While accepting the National Inquiry’s genocide finding, Prime Minister Justin Trudeau has also lamented the public consternation that has been generated by the use of this heavily loaded word. The intense and emotional reaction to the finding has been mostly divided into two camps: those who are relieved to see the public directly confronted with an argument that Indigenous activists and scholars have been making for years, and those who argue that using genocide to describe Canada’s relationship with its Indigenous populations dilutes the significance and effectiveness of the term.
Importantly, both camps share a commitment to calling the “crime of crimes” by its name. But this debate over terminology should be understood as not so much about whether the colonial structures and policies of Canada technically fit the legal definition of genocide, as the report states—reasonable legal minds could disagree on this question—but about what it means, politically, to invoke this language.
Understandably, Canadians—and the Prime Minister—do not want to think about their society as one that has been, and continues to be, built around and authorized by structural racism. Many would prefer to find collective absolution from Canada’s past in Stephen Harper’s 2008 apology for the Indian residential school system, and the truth and reconciliation process.
But as Mitch Miyagawa has noted, apologia promote a national moral progress narrative and “whitewash the ways in which Canadians still benefit from [their colonial] past.”
In a sense, the genocide finding does constitute a statement of collective blame.
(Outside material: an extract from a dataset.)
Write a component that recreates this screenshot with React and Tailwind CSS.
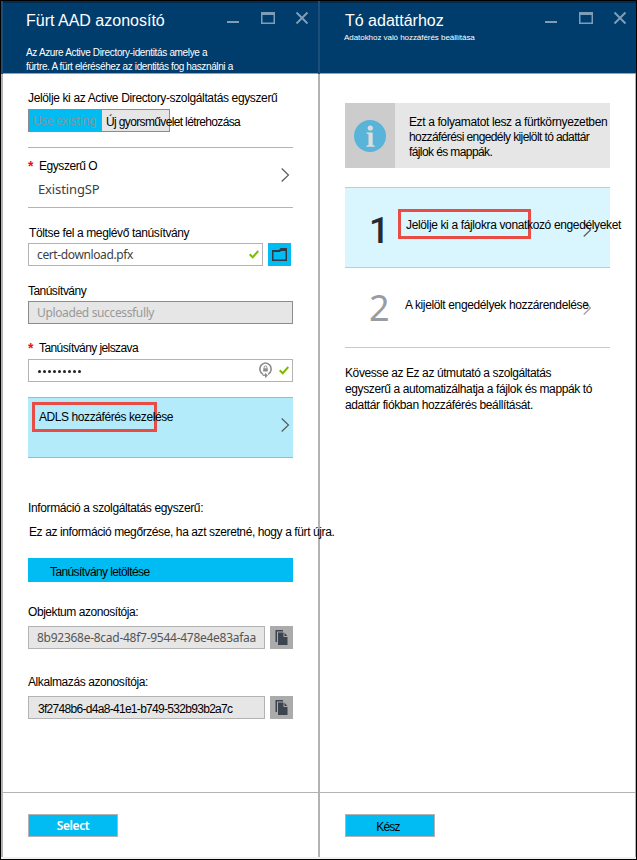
function WindowButtons() {
  return (
    <svg className="mt-[-1px] h-[16px] w-[84px] shrink-0" viewBox="0 0 84 16" fill="none" stroke="#7f9db6">
      <path d="M0 12H12" strokeWidth="2" />
      <path d="M34 3.5H48" strokeWidth="3" />
      <path d="M34.75 2V13.25H47.25V2" strokeWidth="1.5" />
      <path d="M69.5 2.5L80.5 13.5M80.5 2.5L69.5 13.5" strokeWidth="2" />
    </svg>
  );
}

function Header({ children }) {
  return (
    <header className="flex h-[73px] shrink-0 justify-between border-t-2 border-b border-t-[#032b4f] border-b-[#8ea3b5] bg-[#003c6c] pt-[8px] pr-[7px] pl-[23px] text-white">
      <div className="w-0 grow whitespace-nowrap">{children}</div>
      <WindowButtons />
    </header>
  );
}

function Chevron({ className = "" }) {
  return (
    <svg className={`h-[14px] w-[9px] shrink-0 ${className}`} viewBox="0 0 9 14" fill="none" stroke="currentColor" strokeWidth="1.1">
      <path d="M0.7 0.5L7.5 7L0.7 13.5" />
    </svg>
  );
}

function Check() {
  return (
    <svg className="h-[9px] w-[10px] shrink-0" viewBox="0 0 10 9" fill="none" stroke="#7fba00" strokeWidth="2">
      <path d="M0.7 4.2L3.7 7.2L9.3 1" />
    </svg>
  );
}

function KeyLock() {
  return (
    <svg className="h-[17px] w-[13px] shrink-0" viewBox="0 0 13 17" fill="none" stroke="#8c8c8c">
      <path d="M4 12.4A5.6 6 0 1 1 9 12.4" strokeWidth="1.6" />
      <path d="M3.6 13.2H7" strokeWidth="1.4" />
      <path d="M6 10.8L9 13.4L6 16.2Z" fill="#8c8c8c" stroke="none" />
      <path d="M5.2 6.5V5.2a1.3 1.3 0 0 1 2.6 0V6.5" strokeWidth="1" />
      <rect x="4.2" y="6.3" width="4.6" height="3.2" fill="#8c8c8c" stroke="none" />
    </svg>
  );
}

function CopyButton() {
  return (
    <button className="flex h-[23px] w-[23px] items-center justify-center bg-[#ababab]">
      <svg className="h-[15px] w-[13px]" viewBox="0 0 13 15">
        <path d="M0.5 0H8V1.5H2V12H0.5Z" fill="#3c444f" />
        <path d="M3 2.5H8.5V7H12.5V15H3Z" fill="#3c444f" />
        <path d="M9.5 2.7L12.4 6H9.5Z" fill="#3c444f" />
      </svg>
    </button>
  );
}

function Label({ children, className = "" }) {
  return <div className={`h-[16px] whitespace-nowrap text-[12px] leading-[16px] text-black ${className}`}>{children}</div>;
}

const noto = "font-['Noto_Sans',sans-serif]";

export default function App() {
  return (
    <div className="h-[860px] w-[637px] border border-black bg-white font-['Liberation_Sans',Arial,sans-serif] text-[12px] text-black">
      <div className="flex h-[856px]">
        <section className="flex w-[317px]">
          <div className="flex w-[2px] shrink-0 flex-col"><i className="h-[73px] bg-[#1d4e7a]" /><i className="grow bg-[#b3b3b3]" /></div>
          <div className="flex w-[315px] flex-col">
            <Header>
              <h1 className="mt-[-1px] text-[16px] leading-[22px]">Fürt AAD azonosító</h1>
              <p className="mt-[14px] text-[10px] leading-[14px]"><span className="tracking-[-0.34px]">Az Azure Active Directory-identitás amelye a</span><br /><span className="tracking-[-0.37px]">fürtre. A fürt eléréséhez az identitás fog használni a</span></p>
            </Header>
            <main className="grow pr-[25px] pl-[25px]">
              <Label className="mt-[16px] tracking-[-0.36px]">Jelölje ki az Active Directory-szolgáltatás egyszerű</Label>
              <div className="mt-[3px] flex h-[23px] w-[142px] border border-[#8c8c8c]">
                <div className={`w-[73px] shrink-0 border-r border-[#8c8c8c] bg-[#00bcf2] pl-[4px] whitespace-nowrap text-[#7f98a3] text-[12px] leading-[22px] tracking-[-0.42px] ${noto}`}>Use existing</div>
                <div className="w-[67px] bg-[#e6e6e6] pl-[4px] leading-[24px] tracking-[-0.64px] whitespace-nowrap">Új gyorsművelet létrehozása</div>
              </div>
              <div className="mt-[15px] flex h-[61px] items-center justify-between border-y border-[#b3b3b3] pr-[3px]">
                <div className="h-full">
                  <div className="mt-[10px] flex"><b className="w-[11px] text-[14px] leading-[16px] font-bold text-[#e81123]">*</b><Label className="tracking-[-0.45px]">Egyszerű O</Label></div>
                  <div className={`mt-[7px] ml-[10px] text-[13px] leading-[16px] tracking-[-0.12px] text-[#404040] ${noto}`}>ExistingSP</div>
                </div>
                <Chevron className="mt-[-5px] text-[#555]" />
              </div>
              <Label className="mt-[17px] ml-px tracking-[-0.37px]">Töltse fel a meglévő tanúsítvány</Label>
              <div className="mt-[2px] flex gap-[5px]">
                <div className="flex h-[23px] w-[235px] items-center justify-between border border-[#b3b3b3] pr-[3px] pl-[8px]">
                  <span className={`tracking-[-0.38px] text-[#404040] ${noto}`}>cert-download.pfx</span><Check />
                </div>
                <button className="flex h-[23px] w-[23px] items-center justify-center bg-[#00bcf2]">
                  <svg className="h-[13px] w-[15px]" viewBox="0 0 15 13"><path d="M0 2H7L8.5 0H15V13H0ZM1.5 4V11.5H13.5V3H9L8 4Z" fill="#2f3b46" fillRule="evenodd" /></svg>
                </button>
              </div>
              <Label className="mt-[17px] tracking-[-0.54px]">Tanúsítvány</Label>
              <div className={`mt-[2px] h-[23px] border border-[#8c8c8c] bg-[#e6e6e6] pl-[8px] leading-[22px] tracking-[-0.36px] text-[#999] ${noto}`}>Uploaded successfully</div>
              <div className="mt-[16px] flex"><b className="w-[11px] text-[14px] leading-[16px] font-bold text-[#e81123]">*</b><Label className="tracking-[-0.58px]">Tanúsítvány jelszava</Label></div>
              <div className="mt-[3px] flex h-[23px] items-center border border-[#b3b3b3] pr-[3px] pl-[9px]">
                <div className="flex grow gap-[2px] pt-[2px]">{[...Array(9)].map((_, i) => <i key={i} className="h-[3px] w-[3px] rounded-full bg-[#222]" />)}</div>
                <KeyLock /><span className="w-[7px]" /><Check />
              </div>
              <div className="mt-[15px] flex h-[61px] items-start border-y border-[#b3b3b3] bg-[#b3ebfb] pr-[3px] pl-[4px]">
                <div className="mt-[4px] h-[30px] w-[125px] border-3 border-[#e84c45] pl-[4px] leading-[25px] tracking-[-0.42px] whitespace-nowrap">ADLS hozzáférés kezelése</div>
                <Chevron className="mt-[20px] ml-auto text-[#555]" />
              </div>
              <Label className="mt-[42px] tracking-[-0.37px]">Információ a szolgáltatás egyszerű:</Label>
              <Label className="relative z-10 mt-[8px] ml-px tracking-[-0.4px]">Ez az információ megőrzése, ha azt szeretné, hogy a fürt újra.</Label>
              <button className="mt-[18px] block h-[24px] w-full bg-[#00bcf2] pl-[22px] text-left leading-[28px] tracking-[-0.6px]">Tanúsítvány letöltése</button>
              <Label className="mt-[22px] tracking-[-0.44px]">Objektum azonosítója:</Label>
              <div className="mt-[6px] flex gap-[5px]">
                <div className={`h-[23px] w-[237px] border border-[#b3b3b3] bg-[#e6e6e6] pl-[8px] leading-[22px] tracking-[-0.27px] text-[#555] ${noto}`}>8b92368e-8cad-48f7-9544-478e4e83afaa</div><CopyButton />
              </div>
              <Label className="mt-[25px] tracking-[-0.41px]">Alkalmazás azonosítója:</Label>
              <div className="mt-[6px] flex gap-[5px]">
                <div className="h-[23px] w-[237px] border border-[#b3b3b3] bg-[#e6e6e6] pl-[9px] leading-[24px] tracking-[-0.7px]">3f2748b6-d4a8-41e1-b749-532b93b2a7c</div><CopyButton />
              </div>
            </main>
            <footer className="h-[65px] shrink-0 border-t border-[#b3b3b3] px-[25px] pt-[21px]">
              <button className={`h-[23px] w-[90px] border border-[#b3b3b3] bg-[#00bcf2] text-center leading-[21px] font-semibold tracking-[-0.4px] text-white ${noto}`}>Select</button>
            </footer>
          </div>
        </section>
        <section className="flex w-[318px]">
          <div className="flex w-[2px] shrink-0 flex-col"><i className="h-[73px] bg-[#1d4e7a]" /><i className="grow bg-[#b3b3b3]" /></div>
          <div className="flex w-[316px] flex-col">
            <Header>
              <h1 className="mt-[-1px] pl-[2px] text-[16px] leading-[22px]">Tó adattárhoz</h1>
              <p className="ml-px text-[8px] leading-[11px] tracking-[-0.05px]">Adatokhoz való hozzáférés beállítása</p>
            </Header>
            <main className="grow border-r border-[#b3b3b3] pr-[25px] pl-[25px]">
              <div className="mt-[29px] flex h-[65px] bg-[#e6e6e6]">
                <div className="flex w-[50px] shrink-0 items-center justify-center bg-[#ccc]">
                  <svg className="h-[32px] w-[32px]" viewBox="0 0 32 32"><circle cx="16" cy="16" r="16" fill="#59b4d9" /><g fill="#ddd"><circle cx="16.3" cy="8" r="2.6" /><path d="M12.5 12.5H18.7V25L20.8 25.8V26.8H12.4V25.8L14.5 25V14.2L12.5 13.5Z" /></g></svg>
                </div>
                <div className="pt-[12px] pl-[14px] leading-[15px] whitespace-nowrap"><div className="tracking-[-0.38px]">Ezt a folyamatot lesz a fürtkörnyezetben</div><div className="tracking-[-0.6px]">hozzáférési engedély kijelölt tó adattár</div><div className="tracking-[-0.6px]">fájlok és mappák.</div></div>
              </div>
              <div className="mt-[19px] flex h-[81px] border-y border-[#c8c8c8] bg-[#d9f5fe] pl-[24px]">
                <div className="w-[29px] pt-[3px] font-['Roboto',sans-serif] text-[36px] leading-[80px] font-medium text-[#252b30]">1</div>
                <div className="relative z-10 mt-[21px] h-[30px] w-[133px] shrink-0 border-3 border-[#e84c45] pl-[5px] leading-[26px] tracking-[-0.36px] whitespace-nowrap">Jelölje ki a fájlokra vonatkozó engedélyeket</div>
                <Chevron className="mt-[35px] ml-[52px] text-[#555]" />
              </div>
              <div className="flex h-[80px] border-b border-[#c8c8c8] pl-[24px]">
                <div className={`w-[36px] text-[36px] leading-[80px] text-[#999ca0] ${noto}`}>2</div>
                <div className="relative z-10 w-[178px] pt-[29px] leading-[16px] tracking-[-0.37px] whitespace-nowrap">A kijelölt engedélyek hozzárendelése</div>
                <Chevron className="mt-[33px] text-[#999]" />
              </div>
              <div className="mt-[17px] leading-[16px] whitespace-nowrap"><div className="tracking-[-0.4px]">Kövesse az Ez az útmutató a szolgáltatás</div><div className="tracking-[-0.39px]">egyszerű a automatizálhatja a fájlok és mappák tó</div><div className="tracking-[-0.38px]">adattár fiókban hozzáférés beállítását.</div></div>
            </main>
            <footer className="h-[65px] shrink-0 border-t border-r border-[#b3b3b3] px-[25px] pt-[21px]">
              <button className="h-[23px] w-[90px] border border-[#b3b3b3] bg-[#00bcf2] pr-[4px] text-center leading-[24px] tracking-[-0.8px]">Kész</button>
            </footer>
          </div>
        </section>
      </div>
      <div className="h-[2px] bg-[#f0f0f0]" />
    </div>
  );
}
But it is also much more than that. At root, genocide is a political crime. States engage in the destruction of groups, in whole or in part, when they succumb to the idea that national strength depends on the construction and maintenance of a homogenous national identity; in other words, when they privilege assimilation over tolerance not only of different languages, races and religions, but also, and most importantly, different ways of relating to political authority.
It is difficult to think of a political and legal strategy that could put truth to the lie of the picture of Canadian liberal tolerance more directly than a finding of genocide. Thinking about Canada’s past and present through the lens of Indigenous genocide questions the foundations of Canadian sovereignty in a way that, until now, the Canadian people and its government have been unwilling to do.
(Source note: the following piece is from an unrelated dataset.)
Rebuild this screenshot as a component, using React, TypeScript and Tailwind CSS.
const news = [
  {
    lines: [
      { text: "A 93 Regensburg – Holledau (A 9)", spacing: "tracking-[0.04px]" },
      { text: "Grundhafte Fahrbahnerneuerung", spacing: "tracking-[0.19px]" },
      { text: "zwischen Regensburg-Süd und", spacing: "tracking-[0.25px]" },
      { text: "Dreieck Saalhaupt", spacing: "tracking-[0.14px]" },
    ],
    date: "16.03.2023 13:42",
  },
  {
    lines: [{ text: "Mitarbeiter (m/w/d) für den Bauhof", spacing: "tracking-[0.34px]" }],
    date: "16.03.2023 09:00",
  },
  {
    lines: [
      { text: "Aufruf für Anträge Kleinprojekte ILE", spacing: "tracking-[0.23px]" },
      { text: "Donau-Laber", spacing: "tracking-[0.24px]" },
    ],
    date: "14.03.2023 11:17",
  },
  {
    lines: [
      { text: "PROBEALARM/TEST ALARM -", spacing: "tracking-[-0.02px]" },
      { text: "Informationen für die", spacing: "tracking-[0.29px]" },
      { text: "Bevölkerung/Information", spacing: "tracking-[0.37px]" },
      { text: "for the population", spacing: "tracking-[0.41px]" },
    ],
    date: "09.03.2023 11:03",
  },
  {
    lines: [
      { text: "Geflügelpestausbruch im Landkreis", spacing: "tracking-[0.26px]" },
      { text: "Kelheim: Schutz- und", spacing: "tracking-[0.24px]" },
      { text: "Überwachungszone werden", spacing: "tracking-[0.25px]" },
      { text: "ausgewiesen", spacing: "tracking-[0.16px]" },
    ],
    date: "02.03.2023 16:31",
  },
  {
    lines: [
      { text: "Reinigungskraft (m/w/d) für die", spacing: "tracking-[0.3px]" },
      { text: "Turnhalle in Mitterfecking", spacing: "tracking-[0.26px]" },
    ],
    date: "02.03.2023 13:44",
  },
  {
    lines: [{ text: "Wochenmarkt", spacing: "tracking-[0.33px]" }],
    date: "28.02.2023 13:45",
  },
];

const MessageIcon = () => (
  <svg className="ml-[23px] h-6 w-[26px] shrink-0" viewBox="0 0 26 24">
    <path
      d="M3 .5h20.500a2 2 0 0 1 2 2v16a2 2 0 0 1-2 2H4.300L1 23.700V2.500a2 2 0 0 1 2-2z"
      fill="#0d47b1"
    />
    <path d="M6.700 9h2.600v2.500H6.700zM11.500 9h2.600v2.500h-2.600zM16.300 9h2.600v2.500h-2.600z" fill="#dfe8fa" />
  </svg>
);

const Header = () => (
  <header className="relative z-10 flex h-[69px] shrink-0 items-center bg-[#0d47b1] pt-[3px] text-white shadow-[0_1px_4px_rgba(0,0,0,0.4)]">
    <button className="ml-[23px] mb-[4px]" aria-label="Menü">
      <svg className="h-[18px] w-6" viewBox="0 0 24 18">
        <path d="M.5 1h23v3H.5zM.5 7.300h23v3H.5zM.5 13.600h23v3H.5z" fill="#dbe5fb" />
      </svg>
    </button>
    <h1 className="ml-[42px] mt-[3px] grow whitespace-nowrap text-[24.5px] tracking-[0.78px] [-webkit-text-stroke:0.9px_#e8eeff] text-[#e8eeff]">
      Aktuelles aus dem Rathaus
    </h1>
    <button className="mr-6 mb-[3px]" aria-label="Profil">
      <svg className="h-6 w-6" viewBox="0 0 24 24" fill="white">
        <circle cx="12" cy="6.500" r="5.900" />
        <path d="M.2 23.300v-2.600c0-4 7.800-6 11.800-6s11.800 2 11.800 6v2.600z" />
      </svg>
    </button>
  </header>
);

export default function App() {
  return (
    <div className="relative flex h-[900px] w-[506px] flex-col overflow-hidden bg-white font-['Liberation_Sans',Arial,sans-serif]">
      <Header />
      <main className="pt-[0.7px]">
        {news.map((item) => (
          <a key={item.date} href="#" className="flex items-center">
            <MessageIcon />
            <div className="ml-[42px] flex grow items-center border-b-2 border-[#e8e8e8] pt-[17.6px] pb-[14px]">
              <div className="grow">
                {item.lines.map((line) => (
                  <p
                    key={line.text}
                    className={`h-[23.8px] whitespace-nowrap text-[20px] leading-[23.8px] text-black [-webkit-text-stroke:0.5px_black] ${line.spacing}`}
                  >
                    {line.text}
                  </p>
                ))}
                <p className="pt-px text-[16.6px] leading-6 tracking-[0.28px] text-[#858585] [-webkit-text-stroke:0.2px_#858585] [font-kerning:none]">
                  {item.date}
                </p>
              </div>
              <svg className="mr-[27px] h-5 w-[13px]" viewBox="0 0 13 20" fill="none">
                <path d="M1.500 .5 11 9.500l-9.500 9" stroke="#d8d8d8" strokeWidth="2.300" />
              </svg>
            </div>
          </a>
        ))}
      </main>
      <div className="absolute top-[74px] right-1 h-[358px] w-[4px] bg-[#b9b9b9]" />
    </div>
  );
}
Moving forward, there are many options available to the government, including generating a thorough conversation about reparations similar to the one currently taking place in the United States. The report itself is careful not to take the possibility of individual criminal liability off the table. That we find ourselves in a federal election year enhances the urgency of a national discussion about what it will take to restructure and restore Canada’s authority to govern all its peoples.